By default it is named .storage and is by default ignored in .gitignore. As a consequence, there is no canonical example of these files (in repository), beyond what is in the NVE (which is in the source code by default).

DEV Mode

Storage Folder

You must set up a separate .storage folder for the application to store its state. See above for details.

Run

Use the following recipe to get started with development:

• New Terminal 1
• python -m python.eink-billboard --dev --cors "http://localhost:5173" --host localhost --storage ./.storage
• New Terminal 2
• cd app && npm run dev

Debug

To debug the processes:

• Python - start the eink-billboard.py in the Debugger
  • Requires config in launch.json that includes the command arguments listed above
• Javascript - use your web browser Dev Tools or VS Code

The following JSON may be used to set up the launch configuration for Python debugging.

---

	{
		"name": "Python: MAIN",
		"type": "debugpy",
		"request": "launch",
		"module": "python.eink-billboard",
		"args":["--dev", "--cors", "http://localhost:5173", "--host", "localhost", "--storage", ".\/.storage"],
		"env": {
			"PYTHONPATH": "${workspaceFolder}"
		},
		"console": "integratedTerminal"
	}

---

Note to Cloners

If you are running a clone and want to have the unittest.yaml in Github workflow work properly, you must get a storage root copied into the test runner.

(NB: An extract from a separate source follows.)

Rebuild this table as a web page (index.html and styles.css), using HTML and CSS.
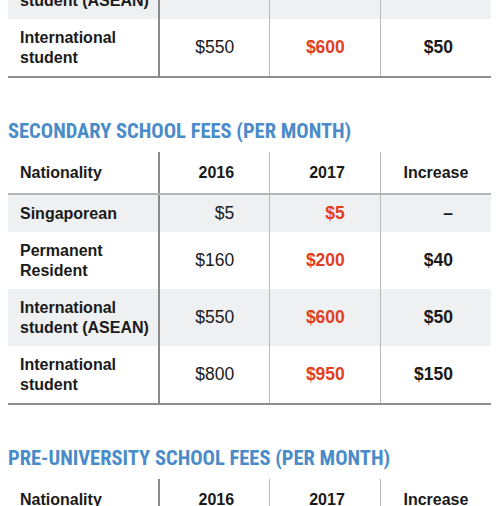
FILE: index.html
```html
<!DOCTYPE html>
<html lang="en">
<head>
    <meta charset="UTF-8">
    <meta name="viewport" content="width=device-width, initial-scale=1.0">
    <title>School fees</title>
    <link rel="stylesheet" href="styles.css">
</head>
<body>

<div class="container">
    <!-- Tail of primary school table -->
    <table class="fees fees-tail">
        <tbody>
            <tr class="shaded">
                <td class="who">International<br>student (ASEAN)</td>
                <td class="old">$390</td>
                <td class="new">$440</td>
                <td class="inc">$50</td>
            </tr>
            <tr>
                <td class="who">International<br>student</td>
                <td class="old">$550</td>
                <td class="new">$600</td>
                <td class="inc">$50</td>
            </tr>
        </tbody>
    </table>

    <!-- Secondary school -->
    <h2 class="section-title">SECONDARY SCHOOL FEES (PER MONTH)</h2>
    <table class="fees">
        <thead>
            <tr>
                <th class="who">Nationality</th>
                <th class="old">2016</th>
                <th class="new">2017</th>
                <th class="inc">Increase</th>
            </tr>
        </thead>
        <tbody>
            <tr class="shaded">
                <td class="who">Singaporean</td>
                <td class="old">$5</td>
                <td class="new">$5</td>
                <td class="inc">–</td>
            </tr>
            <tr>
                <td class="who">Permanent<br>Resident</td>
                <td class="old">$160</td>
                <td class="new">$200</td>
                <td class="inc">$40</td>
            </tr>
            <tr class="shaded">
                <td class="who">International<br>student (ASEAN)</td>
                <td class="old">$550</td>
                <td class="new">$600</td>
                <td class="inc">$50</td>
            </tr>
            <tr>
                <td class="who">International<br>student</td>
                <td class="old">$800</td>
                <td class="new">$950</td>
                <td class="inc">$150</td>
            </tr>
        </tbody>
    </table>

    <!-- Pre-university -->
    <h2 class="section-title">PRE-UNIVERSITY SCHOOL FEES (PER MONTH)</h2>
    <table class="fees">
        <thead>
            <tr>
                <th class="who">Nationality</th>
                <th class="old">2016</th>
                <th class="new">2017</th>
                <th class="inc">Increase</th>
            </tr>
        </thead>
        <tbody>
            <tr class="shaded">
                <td class="who">Singaporean</td>
                <td class="old">$6</td>
                <td class="new">$6</td>
                <td class="inc">–</td>
            </tr>
        </tbody>
    </table>
</div>

</body>
</html>
```

FILE: styles.css
```css
body {
    font-family: 'Liberation Sans', Arial, sans-serif;
    background-color: #fff;
    color: #1a1a1a;
    margin: 0;
    padding: 0;
}

.container {
    padding: 0 9px 0 8px;
}

.fees {
    width: 100%;
    border-collapse: collapse;
    table-layout: fixed;
    border-bottom: 2px solid #8e8e8e;
    margin-bottom: 42px;
}

.fees-tail {
    margin-top: -38px;
}

.fees th,
.fees td {
    font-size: 16px;
    line-height: 19.5px;
    padding: 9px 12px;
    vertical-align: middle;
}

.fees th {
    font-weight: bold;
    padding-top: 11px;
    padding-bottom: 10px;
    border-bottom: 2px solid #b4b4b4;
}

.fees .who {
    width: 136px;
    padding-right: 2px;
    text-align: left;
    font-weight: bold;
    white-space: nowrap;
}

.fees .old,
.fees .new,
.fees .inc {
    border-left: 1px solid #b9b9b9;
}

.fees .old {
    border-left: 2px solid #8a8a8a;
    text-align: right;
    padding-right: 35px;
}

.fees td.old {
    font-size: 17.5px;
}

.fees .new {
    text-align: right;
    padding-right: 35px;
}

.fees td.new {
    color: #e0401e;
    font-weight: bold;
    font-size: 17.5px;
}

.fees .inc {
    text-align: right;
    padding-right: 38px;
}

.fees th.inc {
    text-align: center;
    padding-right: 12px;
}

.fees td.inc {
    font-weight: bold;
    font-size: 17.5px;
}

.shaded td {
    background-color: #eef0f2;
}

.section-title {
    font-family: Roboto, 'DejaVu Sans Condensed', sans-serif;
    font-stretch: 75%;
    font-weight: bold;
    font-size: 20.5px;
    line-height: 22px;
    color: #4a8bc9;
    margin: 0 0 10px 0;
}
```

We use the simple "trick" of base 64-encoding a ZIP archive, storing that string as a Repository Secret, and reversing the process in the workflow.

1. Stage your test data. By default this location should be ./python/tests/.storage.
2. Run the prepare-test-data.ps1 script. It uses the above path by default.
3. Take the secure-string.txt file and copy/paste it into a Secret in GH. Use the same name as in our YAML file TEST_STORAGE_B64.
4. Run the unittest.yaml workflow; troubleshoot issues.